You have distinctive preference of Intuition over Sensing (62%)

You have marginal or no preference of Thinking over Feeling (1%)

You have distinctive preference of Judging over Perceiving (67%)

A caveat, however, with rather a large number of questions, I am not sure which way to choose; on a different day, I might be inclined to choose differently, ending up a different type.

Of course, the test is a black box, and I cannot possibly judge how good it is.

I am certainly not inclined toward the career options recommended for my type, and while I have worked in financiual institutions I did not fit too well there (too unconventional):

"Due to the characteristics mentioned above, successful INTJs are found in technological companies, particularly in research and development, and also found among corporate lawyers, high- and mid-rank managers in technology companies and financial institutions".

I doubt that one's political preference has much to do with personal propensities of the type identified in the test.

Interest in the matter of politics and society, time expended on studying the relevant issues, and ultimately quality of education about political and sociial questions trump personal psychological ideosyncracies, I would venture to hypothesize.

If the freedom paradigm dominated education and the media, libertarians wouldn't be a fringe group.

I think, it is von Mises, who describes that a very large percentage of the educated [a small segment of society then, but at least they WERE educated, unlike many of the educated today] in the 19th century were classical liberals in Germany; before a war started to get waged against liberalism, which was going to remain to this day the most hated and most ardently attacked political creed in Germany. Hitler hated the liberals more than anyone else; understandably, they were the one's that opposed authoritarianism, while the rest off the political schools were authority-oriented and could be won over for his totalitarian schemes, even the social democrats, who I would never accuse of collaborating with Hitler, but fundamentally believe in the saviour quality of authority; in that sense the social democratic mindset is rather susceptible to accepting leeadership, under certain historical coinditions, even utterly totalitarian leadership (witness J.M. Keynes who considered Nazi Germany the ideal playground for his economic policies).

INTJ's, Unite! ;-)

All INTJ's, yet so wonderfully different.

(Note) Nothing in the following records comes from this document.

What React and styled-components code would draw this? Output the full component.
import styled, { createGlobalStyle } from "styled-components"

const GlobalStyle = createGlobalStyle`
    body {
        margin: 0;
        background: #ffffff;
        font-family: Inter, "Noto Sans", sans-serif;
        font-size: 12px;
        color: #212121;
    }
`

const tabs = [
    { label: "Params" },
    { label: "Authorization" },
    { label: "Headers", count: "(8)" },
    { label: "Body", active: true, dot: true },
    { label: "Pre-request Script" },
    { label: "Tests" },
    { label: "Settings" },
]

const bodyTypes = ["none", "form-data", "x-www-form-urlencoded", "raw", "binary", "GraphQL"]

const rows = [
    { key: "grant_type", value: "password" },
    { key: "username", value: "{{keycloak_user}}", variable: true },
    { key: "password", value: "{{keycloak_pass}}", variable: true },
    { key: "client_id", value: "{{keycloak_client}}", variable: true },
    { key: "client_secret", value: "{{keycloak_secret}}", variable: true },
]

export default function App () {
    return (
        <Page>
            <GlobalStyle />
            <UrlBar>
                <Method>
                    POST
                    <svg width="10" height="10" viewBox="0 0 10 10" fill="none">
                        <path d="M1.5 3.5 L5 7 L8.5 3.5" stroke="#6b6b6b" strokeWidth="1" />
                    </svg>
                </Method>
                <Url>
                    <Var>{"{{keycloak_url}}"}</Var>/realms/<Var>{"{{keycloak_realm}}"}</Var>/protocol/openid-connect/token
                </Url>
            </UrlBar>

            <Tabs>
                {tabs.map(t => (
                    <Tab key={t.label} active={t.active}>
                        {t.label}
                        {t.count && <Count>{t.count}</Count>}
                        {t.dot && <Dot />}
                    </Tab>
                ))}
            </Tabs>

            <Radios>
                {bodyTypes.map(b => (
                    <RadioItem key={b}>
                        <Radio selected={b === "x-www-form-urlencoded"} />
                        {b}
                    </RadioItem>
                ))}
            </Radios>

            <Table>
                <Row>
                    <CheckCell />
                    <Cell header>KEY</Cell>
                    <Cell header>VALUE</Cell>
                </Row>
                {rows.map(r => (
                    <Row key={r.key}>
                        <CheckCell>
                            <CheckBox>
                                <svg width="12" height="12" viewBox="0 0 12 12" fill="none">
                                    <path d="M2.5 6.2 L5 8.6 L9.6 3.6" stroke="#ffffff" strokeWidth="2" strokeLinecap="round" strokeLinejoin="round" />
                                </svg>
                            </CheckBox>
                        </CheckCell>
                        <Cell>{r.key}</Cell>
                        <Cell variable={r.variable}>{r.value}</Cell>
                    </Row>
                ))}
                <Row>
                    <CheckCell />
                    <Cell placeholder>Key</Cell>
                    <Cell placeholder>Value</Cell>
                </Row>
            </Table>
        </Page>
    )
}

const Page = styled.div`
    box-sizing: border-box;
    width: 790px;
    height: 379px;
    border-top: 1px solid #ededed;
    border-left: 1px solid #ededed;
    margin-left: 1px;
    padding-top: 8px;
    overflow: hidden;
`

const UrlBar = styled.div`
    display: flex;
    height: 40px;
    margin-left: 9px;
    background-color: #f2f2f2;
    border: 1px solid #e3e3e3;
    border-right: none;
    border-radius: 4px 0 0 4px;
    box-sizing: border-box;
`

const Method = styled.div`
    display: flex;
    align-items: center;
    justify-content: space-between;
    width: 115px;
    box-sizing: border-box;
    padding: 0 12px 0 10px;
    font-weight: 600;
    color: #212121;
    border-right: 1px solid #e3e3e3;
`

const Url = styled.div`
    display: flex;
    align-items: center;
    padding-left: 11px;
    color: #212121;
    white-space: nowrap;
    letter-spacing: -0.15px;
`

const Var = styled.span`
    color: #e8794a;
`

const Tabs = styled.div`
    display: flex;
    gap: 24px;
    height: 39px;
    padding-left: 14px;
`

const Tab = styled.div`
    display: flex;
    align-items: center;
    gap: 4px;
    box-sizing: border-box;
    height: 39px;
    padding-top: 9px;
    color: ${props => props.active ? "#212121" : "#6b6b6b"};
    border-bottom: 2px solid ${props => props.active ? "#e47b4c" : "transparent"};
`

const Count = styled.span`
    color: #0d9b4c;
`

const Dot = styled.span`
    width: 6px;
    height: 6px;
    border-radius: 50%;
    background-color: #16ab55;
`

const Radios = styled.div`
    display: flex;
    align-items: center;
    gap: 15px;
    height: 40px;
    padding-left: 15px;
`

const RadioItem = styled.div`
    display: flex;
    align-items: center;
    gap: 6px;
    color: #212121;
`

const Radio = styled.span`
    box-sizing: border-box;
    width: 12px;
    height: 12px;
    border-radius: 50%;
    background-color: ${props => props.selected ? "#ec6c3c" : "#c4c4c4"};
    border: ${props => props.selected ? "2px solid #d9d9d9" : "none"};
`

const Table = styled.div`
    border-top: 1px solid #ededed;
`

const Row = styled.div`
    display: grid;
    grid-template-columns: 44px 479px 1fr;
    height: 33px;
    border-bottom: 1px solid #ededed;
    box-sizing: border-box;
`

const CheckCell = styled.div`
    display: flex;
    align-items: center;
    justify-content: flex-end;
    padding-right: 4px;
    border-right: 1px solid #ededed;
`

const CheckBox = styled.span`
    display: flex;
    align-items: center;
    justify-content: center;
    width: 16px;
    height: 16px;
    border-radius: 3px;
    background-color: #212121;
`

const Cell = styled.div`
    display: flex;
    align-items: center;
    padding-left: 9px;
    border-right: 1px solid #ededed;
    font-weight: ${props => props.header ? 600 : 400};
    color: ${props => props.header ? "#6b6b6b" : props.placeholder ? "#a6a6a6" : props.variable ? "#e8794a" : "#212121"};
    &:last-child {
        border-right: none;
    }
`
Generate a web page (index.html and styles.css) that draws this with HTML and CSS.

That is interesting. INTJ as well. Had a conversation with a British scientist about the universe being of four parts, old idea being renewed several years back in Scientific American w/ a Michigan scientist as well. German (Jungian) friend illustrates Extravert by spear going out (Caesar) and Intravert with spear going in (the Christ) as in this illustration by Fra Angelica (linked below). Kabbalistic Tree of Life likewise fourfold: Atziluth: Fire (Intuition), Briah: Air (Thinking), Yetzirah: Water (Formation) Assiah Earth (Action) and that is the zodiac as well (3 water, 3 earth, 3 air, 3 fire making up the cosmic 12).
http://waterwoodandawolf.blogspot.com/2010/12/william-blakess-four-zoas.html

. . . and incidentally, the William Strauss and Neil Howe book "The Fourth Turning" convincingly makes the case that all post-war periods are made up of four 20-year generations (Eisenhower first, John Lennon second, etc.) meeting the criteria of the four types and falling apart around the 65 year (we are in the 66th post-war year), then crashing for the last. Harry Dent, the economist who accurately predicted the 2007 crash and today predicts the stock market to fall to 3,500, uses a similar method.

More happy thoughts, heh, Bernie?

It is interesting, though, that it would seem that bloggers of a libetarianish persuasion seem to have a strong INTJ tendency. Wonder why that is...

And now, even though I've been vaguely familiar with "The Fourth Turning" (I think it's even on my bookshelf in real paper version--as opposed to digital on my Nook), I'm going to have to actually read it...Add that to the list.